Cytuj:
Wolą nie mieć premii wolą mieć obciętą pensję za niewyrobione minimum niż zarabiać więcej ale pracować.
Widocznie różnica nie jest warta zachodu. Myślisz, że jakby za staranie się było +5k więcej, to że by nie biegali przed Tobą na czworakach?
Cytuj:
Nie raz pisząc przez allegro czy zapytania mailem zadaję 3 pytania. Uwierz mi że bardzo często się zdarza że to za dużo.

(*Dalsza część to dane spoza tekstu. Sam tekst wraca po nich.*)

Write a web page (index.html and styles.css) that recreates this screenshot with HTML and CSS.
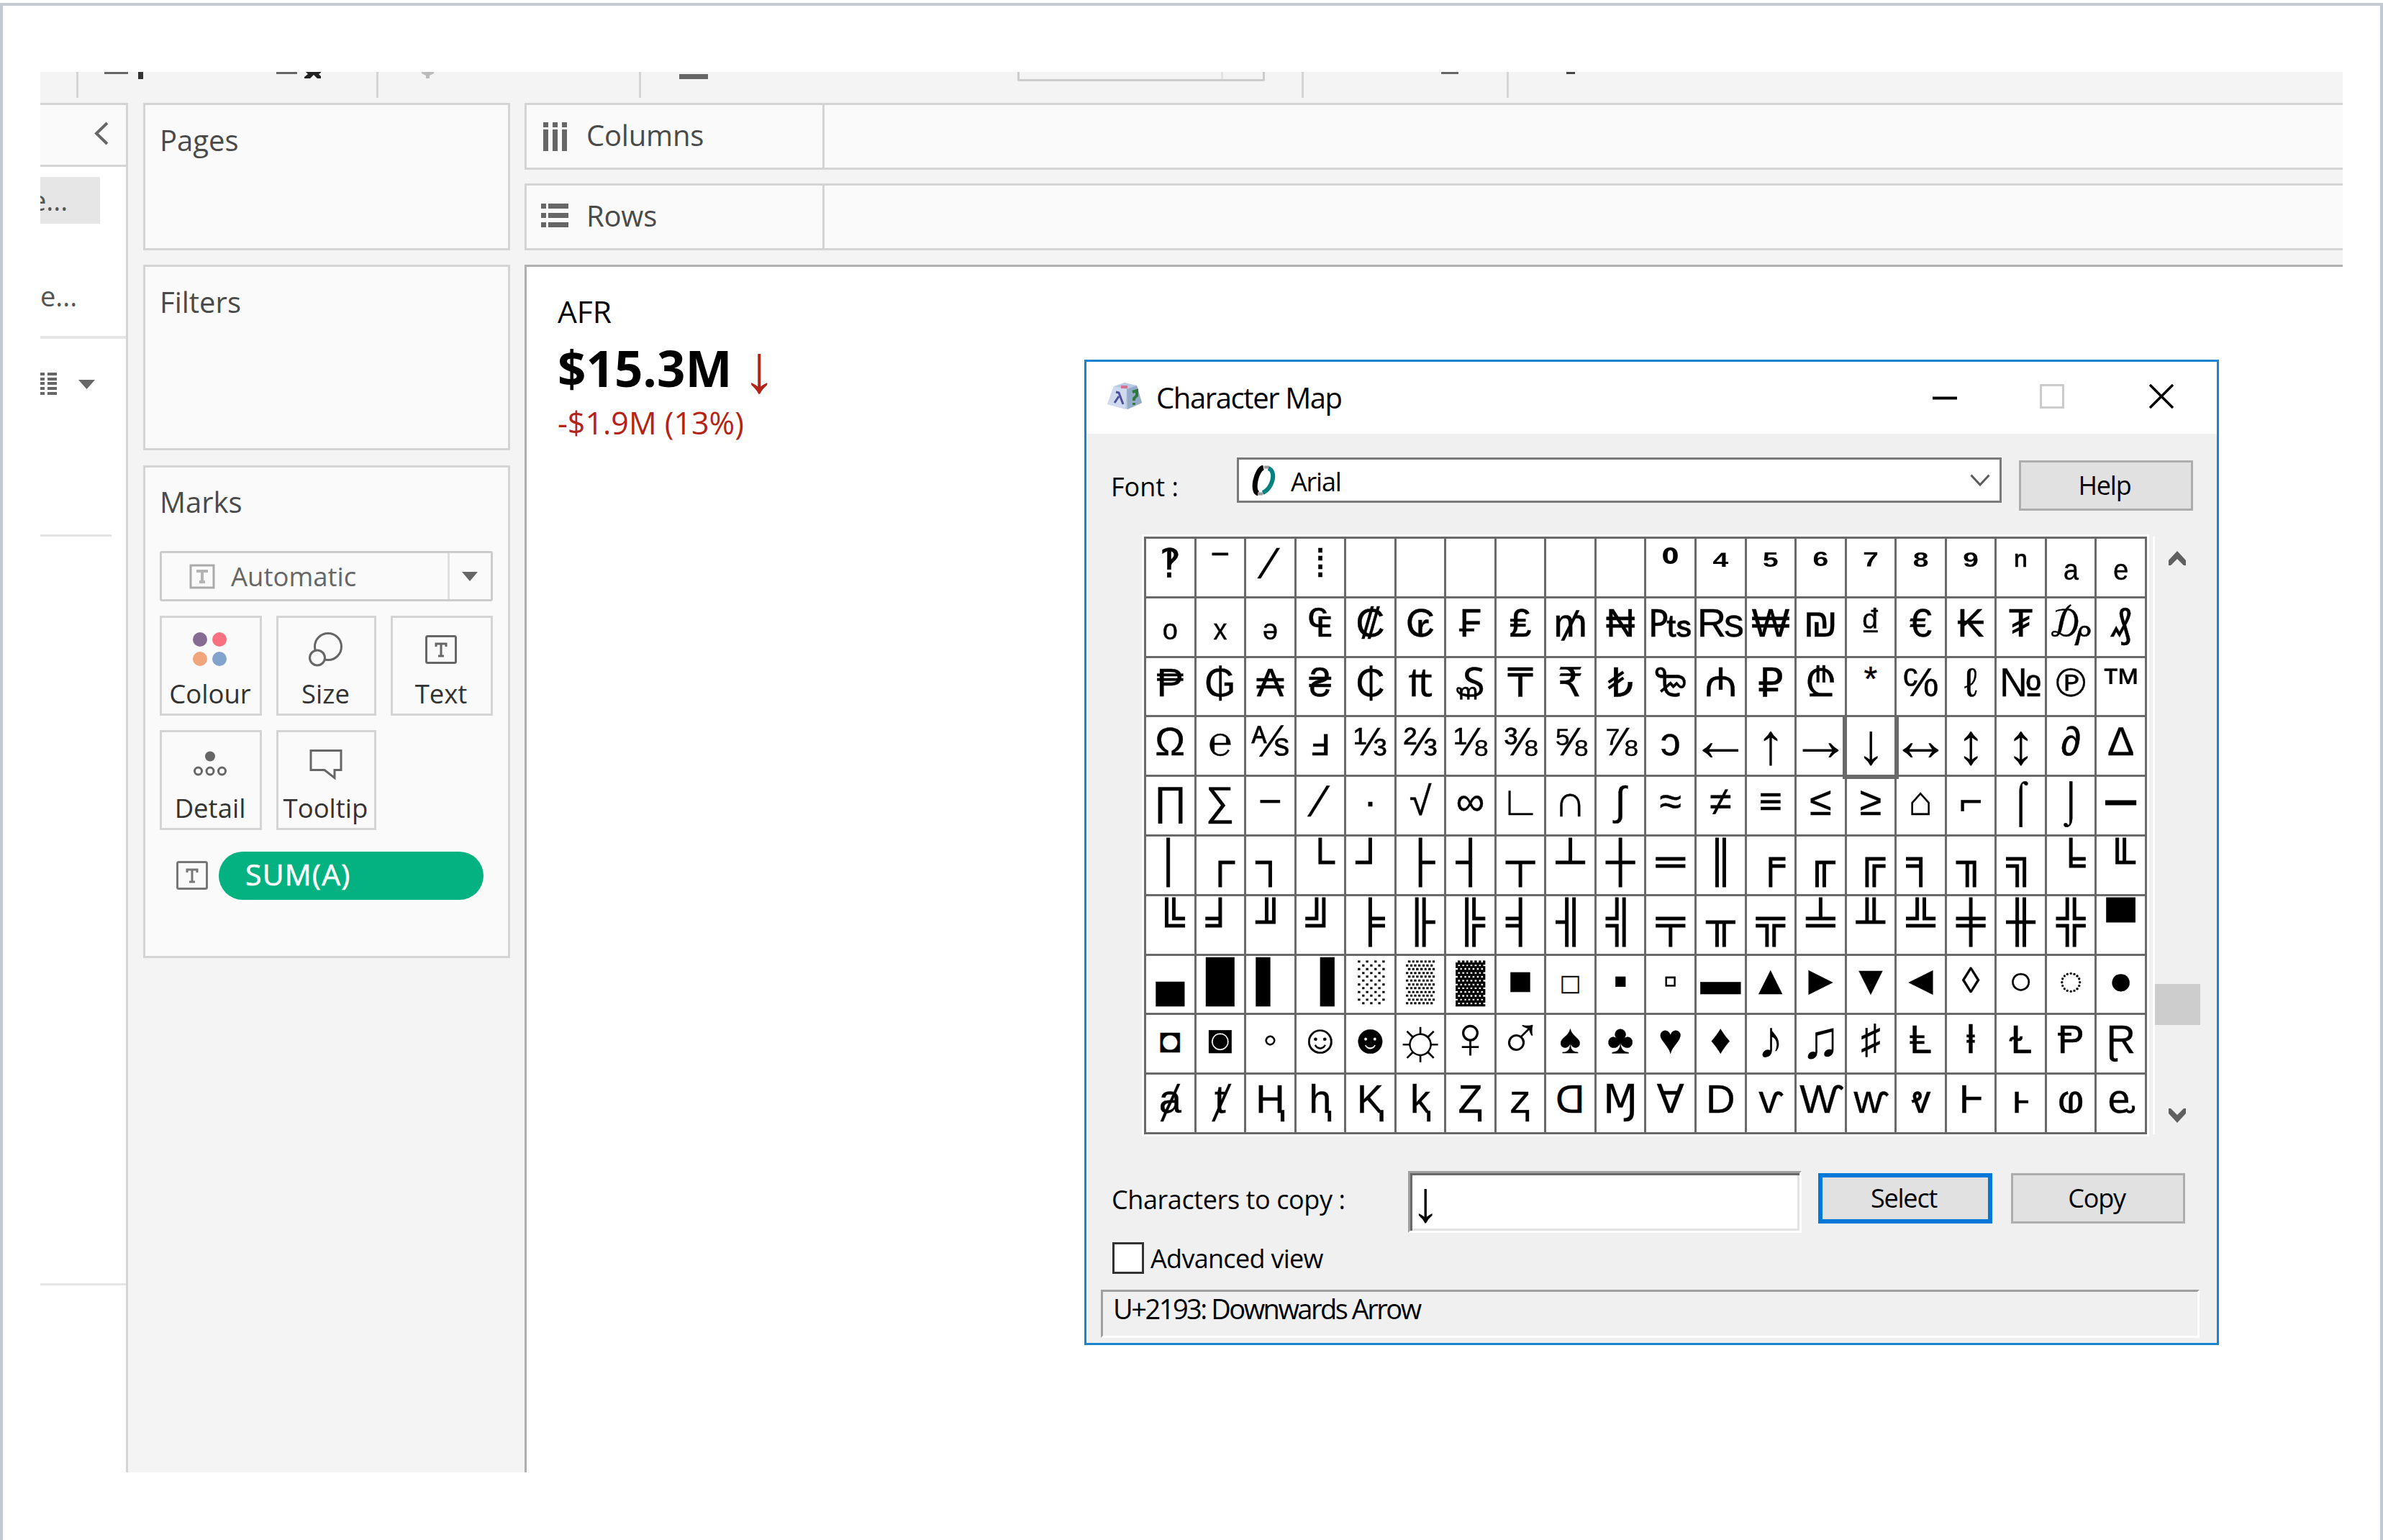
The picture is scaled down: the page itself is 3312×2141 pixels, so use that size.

Na skalę uderzającą. Do tego dzwonią, żeby podać im numer konta
Cytuj:
bardzo bym chciał, żeby jakiś ekonom mi wyjaśnił, dlaczego w Polsce tak mało zarabiamy.....
Wątpię, że tu potrzeba ekonoma. Świat jest naprawdę prosty (poza tym kreowanym przez lewicowe media, tam wszystko jest tak zagmatwane, że człowiek nie wie jak się nazywa). Zarabiamy mało, bo przez ustrój socjalistyczny koszty pracy są gigantyczne i wszystko przestaje się opłacać (ile chcemy komuś zapłacić, a ile on nas kosztuje z powodu państwowej grabieży). To kompletnie zabija przedsiębiorczość i hamuje gospodarkę.
Im więcej pieniędzy jest ludziom zrabowane, tym mniej mają na wydawanie na rynku, a im mniej kupują towarów i usług, tym mniej potrzeba rąk do pracy, żeby im tego dostarczać, a więc rośnie bezrobocie - tym bezrobotnym też się nie przelewa, więc też nie napędzają gospodarki i tak w socjalizmie wszystko umiera (poza czerwoną klasą rządzącą, która jest coraz bardziej objedzona). Firmy są tu zakładane w bólach, nierzadko potrzeba kilka miesięcy, żeby łaskawie pozwolono zacząć działać. Trzeba generować spory minimalny dochód, żeby starczyło choćby na sam ogromny haracz na zusy śmusy, a im jesteś lepszy i generujesz większy zysk, tym płacisz większą karę od dochodu. W dodatku masę czasu i wysiłku zajmuje omijanie debilnych przepisów i inwigilacji przez skarbówkę. Można by tak jeszcze wymieniać i wymieniać, ale ten kto jest w stanie zrozumieć, to zrozumie. Nic dziwnego, że później wszyscy kombinują robiąc pajacyki i stając na głowie, bo ciężko tu uczciwie wygenerować zysk skoro z jednej strony utrzymanie firmy sztucznie kosztuje i towar lub usługa przez to drożeje, a z drugiej okradzeni ludzie nie mają za co u ciebie kupować.